The Sydney Light Rail, worth $2.1 billion, will carry 13,500 commuters per hour upon its completion in April of 2019. ALTRAC Alliance, comprised of Alstom, ACCIONA, Transdev and Capella Capital took on the project in 2015 and has had its fair share of accomplishments, setbacks, challenges and discoveries.
A total of 19 stops will be constructed for the project, spanning from Circular Quay to Central, where an interchange to the Inner West Light Rail is planned to be, and then continues to Kingsford and Randwick via a split at Moore Park. The stops planned are:
- Circular Quay
- Grosvenor Street
- Queen Victoria Building
- Town Hall
- China Town
- Rawson Place
- Central Station
- Surry Hills
- Moore Park
- Alison Road (Randwick Branch)
- Wansey Road (Randwick Branch)
- UNSW High Street (Randwick Branch)
- Randwick Terminus
- Carlton Street (Kingsford Branch)
- Todman Avenue (Kingsford Branch)
- UNSW Anzac Parade (Kingsford Branch)
- Stanchon Street (Kingsford Branch)
- Kingsford Terminus
The project is already at its halfway mark, with 14,496m of track laid, meaning 8 out of 12 km of the project has already been completed.

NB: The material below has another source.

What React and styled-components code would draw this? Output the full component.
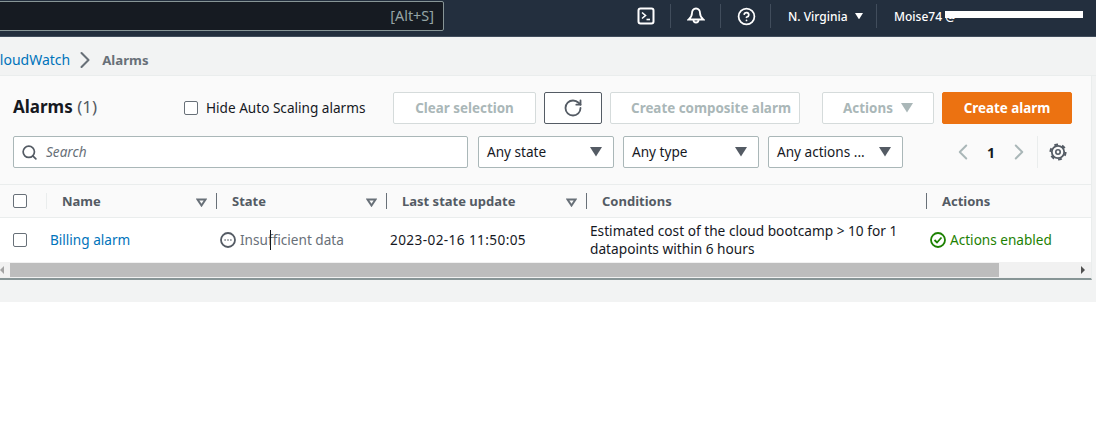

The sections of track still not completed include:
- Zone 1 – Circular Quay
- Zone 11 – Haymarket
- Zones 17 to 20 – Surry Hills to Moore Park
- 1/2 of Zone 22 – Anzac Parade
Various works have already been carried out on the Sydney Light Rail and are still currently being undertaken:
- Investigations regarding surveys, services, testing of utility pits and verifying utility conditions
- Track and Civil works consists’ of road excavation, combined service trenches, track slabs and installation of rail
- Drainage and Footpaths incorporate pedestrian zones, reconstruction of kerbs and footpaths as well as the installation of new stormwater drainage
- Installation of stops, shelters, smart poles for wires and lights
- Commissioning and finishing works
The program for the project has run into various setbacks during its course, a major obstacle being that Transport for New South Wales found up to 1000 underground utilities and services with required more investigation and design changes than originally anticipated. The discovery also led to further negotiations with stakeholders regarding water, gas, power and designing the locations of light rail stops.
Aside from that issue, it was discovered at the beginning of the year that ALTRAC would need to lay 260 m of track a day, as opposed to the current 25m a day, to meet the project deadline.
Another reason that the Sydney Light Rail has been held up is due to various historic findings that required excavation, investigation and removal of artifacts or backfilling of sites. These findings include:
- Removal of Sydney’s old tram tracks from Anzac Parade
- Removal of footing and artifacts from the site of the Original Ship Inn that was demolished back in the 1900’s to make way for Sydney’s original Tram Line
- 19th Century terrace footing terrace footing from the 1850’s was also found during excavation works, though much of what remained had been removed during road resurfacing, mainly during the 20th Century
- 19th Century cellar footings from the Royal Arms Hotel. The building was demolished in the 1950’s and the footings were studied before removal so that the project could proceed
- Heritage stone items and fragments were found, matching those found by first Governance House that linked to local history
- Two air raid shelters and zig zag anti-aircraft trenches were uncovered at High Cross Park built in 1942
Despite all the additional work that the project needed to take on, they have already accomplished a lot, such as:
- Had its first track tested
- Laid its first wire-free section on George Street between Alfred Street and Bridge/Grosvenor Street in March 2017
- First track laid in Surry Hills in April 2017
- 13 of 24kms of track laid across the project
- Various sections have been opened up to the public
The next section of the project, considered to be one of the most challenging, is the Market St zone, with work being conducted just 500mm above a busy shopping arcade.
Old electrical poles will also be replaced with smart poles and the connection of underground electrical and communication services along Anzac Parade.